Exercise description:
In the entries that follow, how many lines contain the word "React"? Answer with the number only.

Supplied entries:
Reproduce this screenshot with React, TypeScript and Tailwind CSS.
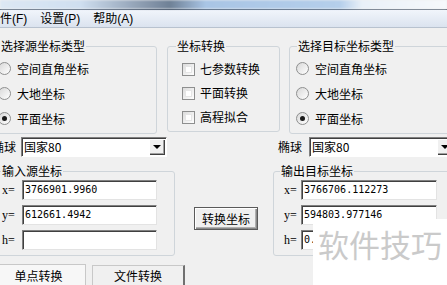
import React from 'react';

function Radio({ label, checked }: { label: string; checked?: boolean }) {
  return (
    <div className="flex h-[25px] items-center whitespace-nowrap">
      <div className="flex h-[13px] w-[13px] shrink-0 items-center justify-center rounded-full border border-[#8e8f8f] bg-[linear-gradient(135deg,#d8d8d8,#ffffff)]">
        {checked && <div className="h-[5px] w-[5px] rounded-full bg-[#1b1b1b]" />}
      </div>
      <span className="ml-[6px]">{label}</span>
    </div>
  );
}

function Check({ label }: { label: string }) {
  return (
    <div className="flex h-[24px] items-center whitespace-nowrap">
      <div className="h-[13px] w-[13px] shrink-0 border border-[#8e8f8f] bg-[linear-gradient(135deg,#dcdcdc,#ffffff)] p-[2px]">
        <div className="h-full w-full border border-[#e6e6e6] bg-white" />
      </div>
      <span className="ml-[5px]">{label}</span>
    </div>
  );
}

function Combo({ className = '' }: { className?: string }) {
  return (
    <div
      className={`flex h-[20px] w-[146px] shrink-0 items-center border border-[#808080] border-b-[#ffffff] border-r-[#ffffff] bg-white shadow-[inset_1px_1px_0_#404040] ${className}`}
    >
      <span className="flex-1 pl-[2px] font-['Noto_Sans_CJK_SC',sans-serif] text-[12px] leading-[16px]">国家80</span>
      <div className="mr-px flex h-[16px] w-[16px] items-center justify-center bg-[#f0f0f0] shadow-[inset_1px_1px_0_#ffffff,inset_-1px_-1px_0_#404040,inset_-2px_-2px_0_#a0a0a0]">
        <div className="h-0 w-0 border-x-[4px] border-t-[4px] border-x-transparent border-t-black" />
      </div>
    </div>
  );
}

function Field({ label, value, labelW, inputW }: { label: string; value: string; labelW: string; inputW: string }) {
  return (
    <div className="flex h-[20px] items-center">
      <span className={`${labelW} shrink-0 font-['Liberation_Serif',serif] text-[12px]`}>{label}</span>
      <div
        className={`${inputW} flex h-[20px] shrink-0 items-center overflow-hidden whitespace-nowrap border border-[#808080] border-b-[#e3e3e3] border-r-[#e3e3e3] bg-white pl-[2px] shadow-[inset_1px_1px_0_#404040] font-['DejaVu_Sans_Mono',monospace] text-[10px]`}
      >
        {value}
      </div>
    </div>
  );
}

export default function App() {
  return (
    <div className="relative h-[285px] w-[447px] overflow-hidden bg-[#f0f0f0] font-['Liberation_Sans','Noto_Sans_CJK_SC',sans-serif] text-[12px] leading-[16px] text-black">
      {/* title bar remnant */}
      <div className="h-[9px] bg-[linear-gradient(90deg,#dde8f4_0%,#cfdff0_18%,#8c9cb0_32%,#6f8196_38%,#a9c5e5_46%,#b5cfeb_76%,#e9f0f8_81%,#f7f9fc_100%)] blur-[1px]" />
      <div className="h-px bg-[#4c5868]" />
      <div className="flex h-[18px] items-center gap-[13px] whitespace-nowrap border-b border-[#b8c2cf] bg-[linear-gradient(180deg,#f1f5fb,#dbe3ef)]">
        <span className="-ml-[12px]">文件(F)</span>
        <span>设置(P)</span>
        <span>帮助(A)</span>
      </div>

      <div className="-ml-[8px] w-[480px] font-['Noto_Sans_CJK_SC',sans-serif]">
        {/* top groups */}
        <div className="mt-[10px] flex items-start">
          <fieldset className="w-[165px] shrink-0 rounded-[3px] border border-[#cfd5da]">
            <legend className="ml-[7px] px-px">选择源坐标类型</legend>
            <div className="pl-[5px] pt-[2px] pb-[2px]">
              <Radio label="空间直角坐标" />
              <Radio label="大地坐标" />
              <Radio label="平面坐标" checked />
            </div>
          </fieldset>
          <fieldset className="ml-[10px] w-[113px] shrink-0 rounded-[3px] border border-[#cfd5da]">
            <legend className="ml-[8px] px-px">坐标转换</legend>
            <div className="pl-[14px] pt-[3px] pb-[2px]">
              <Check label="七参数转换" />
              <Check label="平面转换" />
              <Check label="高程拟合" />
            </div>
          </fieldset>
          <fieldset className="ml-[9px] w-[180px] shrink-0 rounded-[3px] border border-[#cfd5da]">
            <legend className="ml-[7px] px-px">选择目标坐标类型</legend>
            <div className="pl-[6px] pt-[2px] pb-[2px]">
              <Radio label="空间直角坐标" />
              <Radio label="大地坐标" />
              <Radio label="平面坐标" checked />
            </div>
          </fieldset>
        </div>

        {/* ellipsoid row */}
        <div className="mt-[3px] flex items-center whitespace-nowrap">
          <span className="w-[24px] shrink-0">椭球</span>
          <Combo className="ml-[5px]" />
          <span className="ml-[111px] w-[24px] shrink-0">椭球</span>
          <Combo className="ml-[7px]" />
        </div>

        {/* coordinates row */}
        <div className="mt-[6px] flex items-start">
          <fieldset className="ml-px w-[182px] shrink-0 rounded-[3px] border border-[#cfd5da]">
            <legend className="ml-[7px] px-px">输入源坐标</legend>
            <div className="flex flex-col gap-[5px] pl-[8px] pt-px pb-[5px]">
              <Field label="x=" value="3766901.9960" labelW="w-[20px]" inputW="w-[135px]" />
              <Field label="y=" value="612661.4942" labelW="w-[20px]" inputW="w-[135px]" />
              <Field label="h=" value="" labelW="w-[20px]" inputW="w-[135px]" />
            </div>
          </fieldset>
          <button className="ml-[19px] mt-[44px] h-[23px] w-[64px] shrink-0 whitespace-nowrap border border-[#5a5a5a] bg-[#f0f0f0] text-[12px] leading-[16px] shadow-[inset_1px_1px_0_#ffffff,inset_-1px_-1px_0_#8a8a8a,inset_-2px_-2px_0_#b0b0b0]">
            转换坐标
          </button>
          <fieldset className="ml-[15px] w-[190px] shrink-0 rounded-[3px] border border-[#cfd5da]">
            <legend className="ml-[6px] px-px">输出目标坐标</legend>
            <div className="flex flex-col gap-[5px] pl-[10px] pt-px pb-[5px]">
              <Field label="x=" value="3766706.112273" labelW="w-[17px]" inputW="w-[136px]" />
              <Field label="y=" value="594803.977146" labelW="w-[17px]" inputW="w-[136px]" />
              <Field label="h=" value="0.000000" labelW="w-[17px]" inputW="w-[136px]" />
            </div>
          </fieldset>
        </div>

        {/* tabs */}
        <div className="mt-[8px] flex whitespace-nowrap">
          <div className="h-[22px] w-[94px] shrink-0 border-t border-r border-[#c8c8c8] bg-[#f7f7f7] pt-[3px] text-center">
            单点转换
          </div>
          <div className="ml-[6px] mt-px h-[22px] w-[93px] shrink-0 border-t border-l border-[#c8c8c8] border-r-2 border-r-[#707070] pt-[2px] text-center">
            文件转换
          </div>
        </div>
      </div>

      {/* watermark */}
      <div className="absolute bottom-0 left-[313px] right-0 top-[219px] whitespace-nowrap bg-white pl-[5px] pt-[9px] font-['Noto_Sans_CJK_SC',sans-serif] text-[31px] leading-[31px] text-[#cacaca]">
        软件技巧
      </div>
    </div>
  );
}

---

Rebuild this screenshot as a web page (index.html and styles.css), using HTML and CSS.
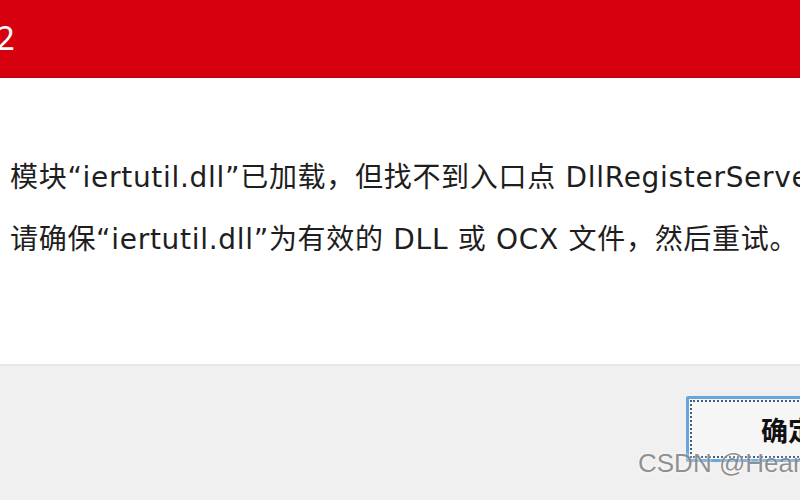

...

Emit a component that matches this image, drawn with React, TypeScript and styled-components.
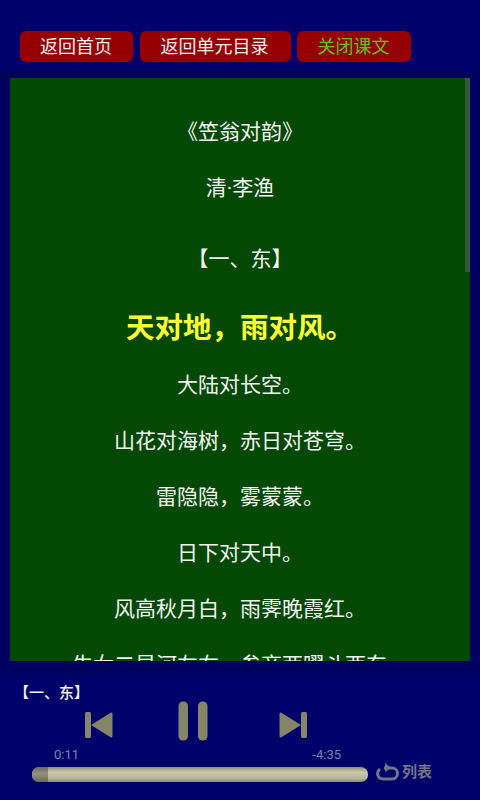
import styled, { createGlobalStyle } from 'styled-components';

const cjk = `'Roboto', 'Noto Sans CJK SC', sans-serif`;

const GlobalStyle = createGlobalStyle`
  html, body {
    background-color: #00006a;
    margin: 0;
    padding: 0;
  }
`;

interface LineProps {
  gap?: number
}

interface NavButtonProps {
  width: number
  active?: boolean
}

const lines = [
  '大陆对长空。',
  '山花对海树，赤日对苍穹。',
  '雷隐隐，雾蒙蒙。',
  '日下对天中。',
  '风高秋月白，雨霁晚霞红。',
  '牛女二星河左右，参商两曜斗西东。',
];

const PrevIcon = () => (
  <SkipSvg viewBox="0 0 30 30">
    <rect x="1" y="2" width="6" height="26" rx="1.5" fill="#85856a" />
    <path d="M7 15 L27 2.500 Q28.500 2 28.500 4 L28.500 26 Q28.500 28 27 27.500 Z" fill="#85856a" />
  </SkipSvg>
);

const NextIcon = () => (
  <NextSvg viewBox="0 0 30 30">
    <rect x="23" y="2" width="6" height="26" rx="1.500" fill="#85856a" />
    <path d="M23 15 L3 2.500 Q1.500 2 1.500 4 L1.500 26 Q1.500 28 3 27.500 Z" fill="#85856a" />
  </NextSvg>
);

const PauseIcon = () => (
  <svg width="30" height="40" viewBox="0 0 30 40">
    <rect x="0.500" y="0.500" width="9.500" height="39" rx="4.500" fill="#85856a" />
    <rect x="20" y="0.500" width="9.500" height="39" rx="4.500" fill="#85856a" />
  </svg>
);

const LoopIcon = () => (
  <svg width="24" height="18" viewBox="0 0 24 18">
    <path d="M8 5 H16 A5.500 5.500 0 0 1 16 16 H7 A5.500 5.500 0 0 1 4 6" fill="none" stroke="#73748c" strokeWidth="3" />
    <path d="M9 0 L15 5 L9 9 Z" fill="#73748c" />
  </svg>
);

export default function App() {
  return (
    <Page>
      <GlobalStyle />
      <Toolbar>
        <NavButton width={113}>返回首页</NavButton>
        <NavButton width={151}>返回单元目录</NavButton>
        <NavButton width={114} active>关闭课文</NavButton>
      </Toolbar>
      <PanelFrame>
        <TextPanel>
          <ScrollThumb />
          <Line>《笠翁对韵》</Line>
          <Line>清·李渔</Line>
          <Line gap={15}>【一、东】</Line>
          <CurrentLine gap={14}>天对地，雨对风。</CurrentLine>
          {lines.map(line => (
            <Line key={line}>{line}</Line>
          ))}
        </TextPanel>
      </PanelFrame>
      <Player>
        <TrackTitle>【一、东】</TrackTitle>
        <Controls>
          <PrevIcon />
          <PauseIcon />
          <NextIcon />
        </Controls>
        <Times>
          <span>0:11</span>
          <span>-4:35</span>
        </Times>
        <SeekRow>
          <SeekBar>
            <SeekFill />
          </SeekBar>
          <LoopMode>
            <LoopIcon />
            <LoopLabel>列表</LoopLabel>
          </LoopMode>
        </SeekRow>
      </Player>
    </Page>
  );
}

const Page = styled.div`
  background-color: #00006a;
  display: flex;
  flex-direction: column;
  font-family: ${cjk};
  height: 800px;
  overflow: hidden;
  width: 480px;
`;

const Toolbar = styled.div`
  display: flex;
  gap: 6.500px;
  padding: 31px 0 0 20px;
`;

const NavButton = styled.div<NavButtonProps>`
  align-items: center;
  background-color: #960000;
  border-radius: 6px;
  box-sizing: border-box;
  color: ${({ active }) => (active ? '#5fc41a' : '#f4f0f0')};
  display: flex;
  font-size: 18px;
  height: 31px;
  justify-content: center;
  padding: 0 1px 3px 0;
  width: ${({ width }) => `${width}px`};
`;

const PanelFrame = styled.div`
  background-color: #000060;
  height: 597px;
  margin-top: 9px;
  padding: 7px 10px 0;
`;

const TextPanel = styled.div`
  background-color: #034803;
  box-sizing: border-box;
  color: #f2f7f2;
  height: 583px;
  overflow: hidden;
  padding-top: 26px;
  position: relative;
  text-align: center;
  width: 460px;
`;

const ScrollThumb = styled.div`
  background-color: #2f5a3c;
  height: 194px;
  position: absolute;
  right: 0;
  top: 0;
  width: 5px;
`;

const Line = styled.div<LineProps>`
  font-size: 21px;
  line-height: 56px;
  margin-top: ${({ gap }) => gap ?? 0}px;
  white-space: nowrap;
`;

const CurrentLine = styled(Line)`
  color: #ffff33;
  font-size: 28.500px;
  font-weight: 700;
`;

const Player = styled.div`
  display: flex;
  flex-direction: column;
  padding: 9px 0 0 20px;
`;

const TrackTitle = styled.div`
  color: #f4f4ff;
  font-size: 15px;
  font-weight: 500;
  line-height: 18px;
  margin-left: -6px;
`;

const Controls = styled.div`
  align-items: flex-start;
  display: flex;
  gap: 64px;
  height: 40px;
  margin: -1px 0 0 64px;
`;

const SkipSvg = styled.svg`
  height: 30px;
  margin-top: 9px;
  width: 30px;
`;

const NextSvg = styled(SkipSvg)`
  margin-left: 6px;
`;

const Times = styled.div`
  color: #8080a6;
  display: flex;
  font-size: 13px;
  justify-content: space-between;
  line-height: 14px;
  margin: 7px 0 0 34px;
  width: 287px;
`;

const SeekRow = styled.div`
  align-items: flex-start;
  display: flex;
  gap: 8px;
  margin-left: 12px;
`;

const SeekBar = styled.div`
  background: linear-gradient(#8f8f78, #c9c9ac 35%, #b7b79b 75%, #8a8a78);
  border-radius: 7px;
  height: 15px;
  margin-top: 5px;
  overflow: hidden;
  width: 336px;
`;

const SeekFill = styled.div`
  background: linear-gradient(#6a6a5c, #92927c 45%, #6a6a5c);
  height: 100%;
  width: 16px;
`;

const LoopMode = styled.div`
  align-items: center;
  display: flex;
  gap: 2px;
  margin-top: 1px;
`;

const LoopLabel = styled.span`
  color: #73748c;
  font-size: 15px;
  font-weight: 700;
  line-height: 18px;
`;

Output for this exercise:
3